How I became a Jew, Part 1
In 1973, I looked around at my life and decided it had to change. Probably a stupid decision at the time, but it did in fact change my (and my family’s) life.
I had a relatively good job as a high school English teacher specializing in film studies and photojournalism, with a second job as a writer/photographer for a weekly newspaper. My wife was happy in her job as a library researcher, we had a car and a motorcycle and a basic but comfortable house with a vegetable garden on Eastern Long Island (NY) in a very pretty location surrounded by woods and waters.
We went fishing off the beach with our three children after school, we dug for clams and raised strawberries and stuffed ourselves with pasta and clams and homemade strawberry preserves and a variety of zucchini dishes from our garden where the zucchini came in faster than we could eat them. On my long summer vacations, we’d spend a month camping in Maine and Quebec.
Not a bad life.
But I began to feel that I was spending too much of it concentrating on the physical aspects of my admittedly pleasant lifestyle-acquiring and repairing possessions (first you work to buy it, then you spend your time caring for it, then…) – an arguably immature attitude for a young man in his early 30’s, but it was in the early 70’s and change was in the air; I wanted to explore the idea of living in a commune. “To each according to his needs, from each according to his abilities.” All that stuff.
But was there a commune in the States that wasn’t made up of self-absorbed, bed hopping, dirty dishes in the sink, whoopee we’ll change the world, pass the toke, overage frat house types?

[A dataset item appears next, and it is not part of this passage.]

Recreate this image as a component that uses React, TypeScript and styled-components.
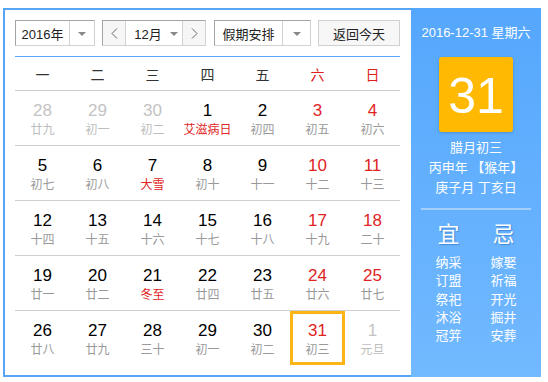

Maybe….
And out of nowhere came the idea, “kibbutz”! Out of nowhere, since, although bar mitzvahed I was a tenuous sort of Jew, secular, agnostic, and generally seeing Israel as a faraway place with an overly militaristic attitude. Not to mention the alien idea of uprooting everything.
But we did. I enthusiastically, my wife reluctantly, and the kids, as always, game for a new adventure.
We did Aliyah, got passports for the first time, flew to Luxembourg, drove a rental car down through France and Italy and shipped out of Marseilles on the Zim Lines vessel Dan and arrived in Haifa one late afternoon in September 1973, tired but intensely curious about our new world.
A bus ride in the dark, peering out the windows trying to see the new landscape, expecting to find tents at our destination, we finally came to a halt in the center of Kibbutz Mishmar Haemek with the bus’ headlights trained on a middle aged woman with a big smile and a greeting of brochim habaim.
Little did we know that one week later we would be in the midst of the Yom Kippur War. It was the beginning of our journey from ethnically apathetic Americans to connected Jews.